On Tue, Jan 22, 2019 at 03:33:15PM +0000, Patrick Bellasi wrote:
> On 22-Jan 15:57, Peter Zijlstra wrote:
> > On Tue, Jan 22, 2019 at 02:01:15PM +0000, Patrick Bellasi wrote:

> > > Yes, I would say we have two options:
> > > 
> > >  1) SCHED_FLAG_KEEP_POLICY enforces all the scheduling class specific
> > >     attributes, but cross class attributes (e.g. uclamp)
> > >
> > >  2) add SCHED_KEEP_NICE, SCHED_KEEP_PRIO, and SCED_KEEP_PARAMS
> > >     and use them in the if conditions in D)
> > 
> > So the current KEEP_POLICY basically provides sched_setparam(), and
> 
> But it's not exposed user-space.

Correct; not until your first patch indeed.

> > given we have that as a syscall, that is supposedly a useful
> > functionality.
> 
> For uclamp is definitively useful to change clamps without the need to
> read beforehand the current policy params and use them in a following
> set syscall... which is racy pattern.

Right; but my argument was mostly that if sched_setparam() is a useful
interface, a 'pure' KEEP_POLICY would be too and your (1) looses that.

> > And I suppose the UTIL_CLAMP is !KEEP_UTIL; we could go either way
> > around with that flag.
> 
> What about getting rid of the racy case above by exposing userspace
> only the new UTIL_CLAMP and, on:
> 
>   sched_setscheduler(flags: UTIL_CLAMP)
> 
> we enforce the other two flags from the syscall:
> 
> ---8<---
>         SYSCALL_DEFINE3(sched_setattr)
>             if (attr.sched_flags & SCHED_FLAG_KEEP_POLICY) {
>                 attr.sched_policy = SETPARAM_POLICY;
>                 attr.sched_flags |= (KEEP_POLICY|KEEP_PARAMS);
>             }
> ---8<---
> 
> This will not make possible to change class and set flags in one go,
> but honestly that's likely a very limited use-case, isn't it ?

So I must admit to not seeing much use for sched_setparam() (and its
equivalents) myself, but given it is an existing interface, I also think
it would be nice to cover that functionality in the sched_setattr()
call.

That is; I know of userspace priority-ceiling implementations using
sched_setparam(), but I don't see any reason why that wouldn't also work
with sched_setscheduler() (IOW always also set the policy).

> > > In both cases the goal should be to return from code block D).
> > 
> > I don't think so; we really do want to 'goto change' for util changes
> > too I think. Why duplicate part of that logic?
> 
> But that will force a dequeue/enqueue... isn't too much overhead just
> to change a clamp value?

These syscalls aren't what I consider fast paths anyway. However, there
are people that rely on the scheduler syscalls not to schedule
themselves, or rather be non-blocking (see for example that prio-ceiling
implementation).

And in that respect the newly introduced uclamp_mutex does appear to be
a problem.

Also; do you expect these clamp values to be changed often?

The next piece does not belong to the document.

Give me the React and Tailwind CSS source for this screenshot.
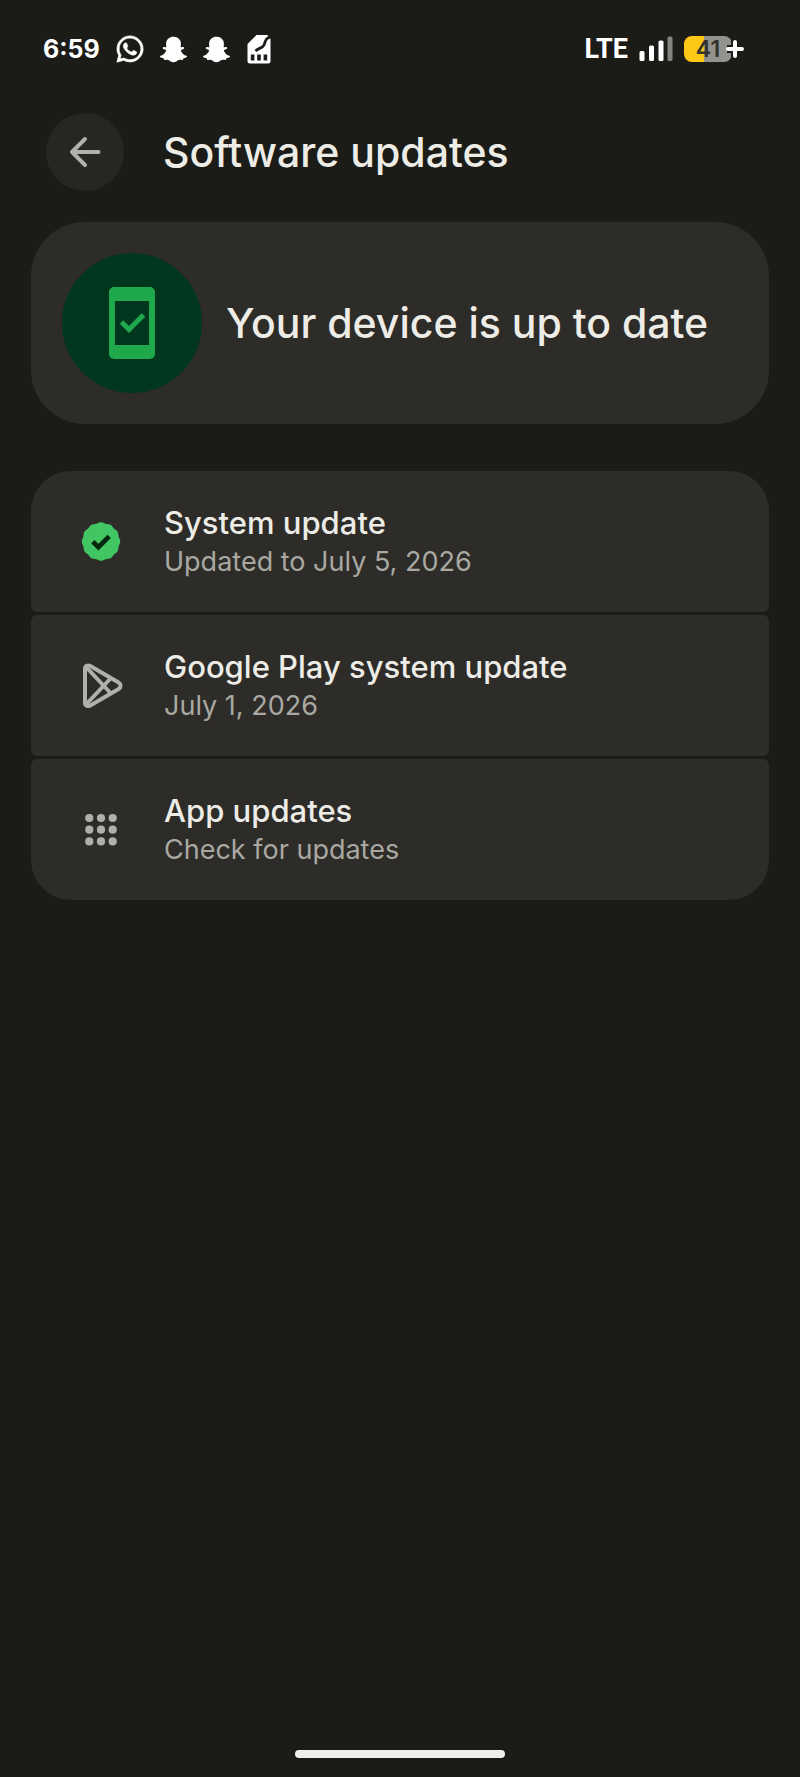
import React from 'react'
import { FaWhatsapp, FaSnapchatGhost } from 'react-icons/fa'

// twelve soft lobes around the badge
const badgePath =
  Array.from({ length: 144 }, (_, i) => {
    const a = (i / 144) * Math.PI * 2
    const r = 18.8 + 0.45 * Math.cos(12 * a)
    const x = 20 + r * Math.sin(a)
    const y = 19.5 - r * Math.cos(a)
    return `${i === 0 ? 'M' : 'L'}${x.toFixed(2)} ${y.toFixed(2)}`
  }).join('') + 'Z'

const VerifiedIcon = () => (
  <svg viewBox="0 0 40 40" className="w-10 h-10" aria-hidden="true">
    <path d={badgePath} fill="#42c563" />
    <path d="M11.8 19.6l5.6 5.6L28.2 14.4" fill="none" stroke="#06280f" strokeWidth="4.8" />
  </svg>
)

const PlayIcon = () => (
  <svg viewBox="0 0 40 44" className="w-10 h-11 overflow-visible" fill="none" stroke="#b1afa9" strokeWidth="4" strokeLinejoin="round" aria-hidden="true">
    <path d="M4 4.8v33.9c0 3 2.8 4.1 5.3 2.7L37.6 25c2.6-1.5 2.6-5 0-6.5L9.3 2.1C6.8.7 4 1.8 4 4.8z" />
    <path d="M5.5 3.5L30 29.5M5.5 40L30 14" />
  </svg>
)

const AppsIcon = () => (
  <svg viewBox="0 0 40 40" className="w-10 h-10" fill="#b1afa9" aria-hidden="true">
    {[8, 19.7, 31.4].map((y) =>
      [8.3, 20, 31.7].map((x) => <circle key={`${x}-${y}`} cx={x} cy={y} r="4.1" />)
    )}
  </svg>
)

const PhoneCheckIcon = () => (
  <svg viewBox="0 0 46 72" className="w-[46px] h-[72px]" aria-hidden="true">
    <path
      fillRule="evenodd"
      fill="#1fa84c"
      d="M5 0h36a5 5 0 0 1 5 5v62a5 5 0 0 1-5 5H5a5 5 0 0 1-5-5V5a5 5 0 0 1 5-5zM6 14v44h34V14z"
    />
    <path d="M12.5 35l7.5 7.5L34.5 28" fill="none" stroke="#1fa84c" strokeWidth="5" />
  </svg>
)

const SimIcon = () => (
  <svg viewBox="0 0 26 30" className="w-[26px] h-[30px]" aria-hidden="true">
    <path d="M10.5 1H22.5a2 2 0 0 1 2 2V27a2.5 2.5 0 0 1-2.5 2.5H4A2.5 2.5 0 0 1 1.5 27V10z" fill="#fff" />
    <path d="M26 3C19.5 3 19.5 7.5 18 11s-5 2.5-8.5 6" fill="none" stroke="#1b1c17" strokeWidth="2.8" />
    <path d="M20 0h6v5z" fill="#1b1c17" />
    <path d="M4.8 20.5h3.6v6H4.8zM11.2 20.5h3.6v6h-3.6zM17.6 20.5h3.6v6h-3.6z" fill="#1b1c17" />
  </svg>
)

const SignalIcon = () => (
  <svg viewBox="0 0 34 26" className="w-[34px] h-[26px]" fill="#fff" aria-hidden="true">
    <rect x="0.5" y="15" width="5" height="10" rx="1.5" />
    <rect x="10" y="9.5" width="5" height="15.5" rx="1.5" />
    <rect x="19.5" y="4.5" width="5" height="20.5" rx="1.5" />
    <rect x="28.5" y="0.5" width="5" height="24.5" rx="1.5" fill="#84847f" />
  </svg>
)

const Battery = () => (
  <div className="flex items-center">
    <div className="flex items-center justify-center w-12 h-[26px] rounded-lg bg-linear-to-r from-[#fdc715] from-42% to-[#92928f] to-42%">
      <span className="text-[23px] leading-none font-semibold text-[#33322c]">41</span>
    </div>
    <svg viewBox="0 0 20 20" className="w-5 h-5 -ml-2" aria-hidden="true">
      <path d="M11 1.5v17M3 10H20" stroke="#1b1c17" strokeWidth="8" />
      <path d="M11 3v14M4 10h14" stroke="#fff" strokeWidth="4" strokeLinecap="round" />
    </svg>
  </div>
)

const StatusBar = () => (
  <div className="flex items-center justify-between h-[98px] pl-[43px] pr-14 text-white">
    <div className="flex items-center gap-4">
      <span className="text-[25px] leading-none font-bold">6:59</span>
      <FaWhatsapp className="w-7 h-[30px] stroke-white stroke-[12px]" />
      <FaSnapchatGhost className="w-[27px] h-[27px]" />
      <FaSnapchatGhost className="w-[27px] h-[27px]" />
      <SimIcon />
    </div>
    <div className="flex items-center gap-[11px]">
      <span className="font-['Roboto',sans-serif] text-[27px] leading-none font-bold">LTE</span>
      <SignalIcon />
      <Battery />
    </div>
  </div>
)

const updates = [
  { title: 'System update', detail: 'Updated to July 5, 2026', Icon: VerifiedIcon },
  { title: 'Google Play system update', detail: 'July 1, 2026', Icon: PlayIcon },
  { title: 'App updates', detail: 'Check for updates', Icon: AppsIcon },
]

const UpdateRow = ({ title, detail, Icon }) => (
  <li className="rounded-md overflow-hidden bg-[#2d2c28] first:rounded-t-[40px] last:rounded-b-[40px]">
    <button type="button" className="flex items-center gap-[43px] w-full h-[141px] pt-px pl-[50px] pr-8 text-left">
      <Icon />
      <span className="flex flex-col">
        <span className="text-[31px] leading-[39px] font-medium text-[#eeece6]">{title}</span>
        <span className="text-[27px] leading-[39px] text-[#a9a8a2]">{detail}</span>
      </span>
    </button>
  </li>
)

export default function App() {
  return (
    <div className="flex flex-col min-h-screen bg-[#1b1c17] font-['Inter',sans-serif]">
      <StatusBar />

      <header className="flex items-center gap-[39px] px-[46px] pt-[15px]">
        <button
          type="button"
          aria-label="Back"
          className="flex items-center justify-center w-[78px] h-[78px] rounded-full bg-[#262722]"
        >
          <svg viewBox="0 0 32 32" className="w-8 h-8" fill="none" stroke="#b1b0aa" strokeWidth="4" strokeLinecap="round" strokeLinejoin="round" aria-hidden="true">
            <path d="M29.5 16H3.5M16 3L3 16l13 13" />
          </svg>
        </button>
        <h1 className="text-[41px] leading-[48px] font-medium text-[#eeece6]">Software updates</h1>
      </header>

      <main className="flex-1 px-[31px] pt-[31px]">
        <section className="flex items-center gap-6 p-[31px] rounded-[54px] bg-[#2d2c28]">
          <div className="flex items-center justify-center shrink-0 w-[140px] h-[140px] rounded-full bg-[#01361f]">
            <PhoneCheckIcon />
          </div>
          <h2 className="text-[41px] leading-[48px] font-medium text-[#eeece6]">Your device is up to date</h2>
        </section>

        <ul className="flex flex-col gap-[3px] mt-[47px]">
          {updates.map((item) => (
            <UpdateRow key={item.title} {...item} />
          ))}
        </ul>
      </main>

      <div className="self-center w-[210px] h-2 mb-[19px] rounded-full bg-[#efefed]" />
    </div>
  )
}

> Perhaps we can also end up with some wired

s/wired/weird/, right?

> side-effects like the task being preempted ?

Nothing worse than any other random reschedule would cause.

> Consider also that the uclamp_task_update_active() added by this patch
> not only has lower overhead but it will be use also by cgroups where
> we want to force update all the tasks on a cgroup's clamp change.

I haven't gotten that far; but I would prefer not to have two different
'change' paths in __sched_setscheduler().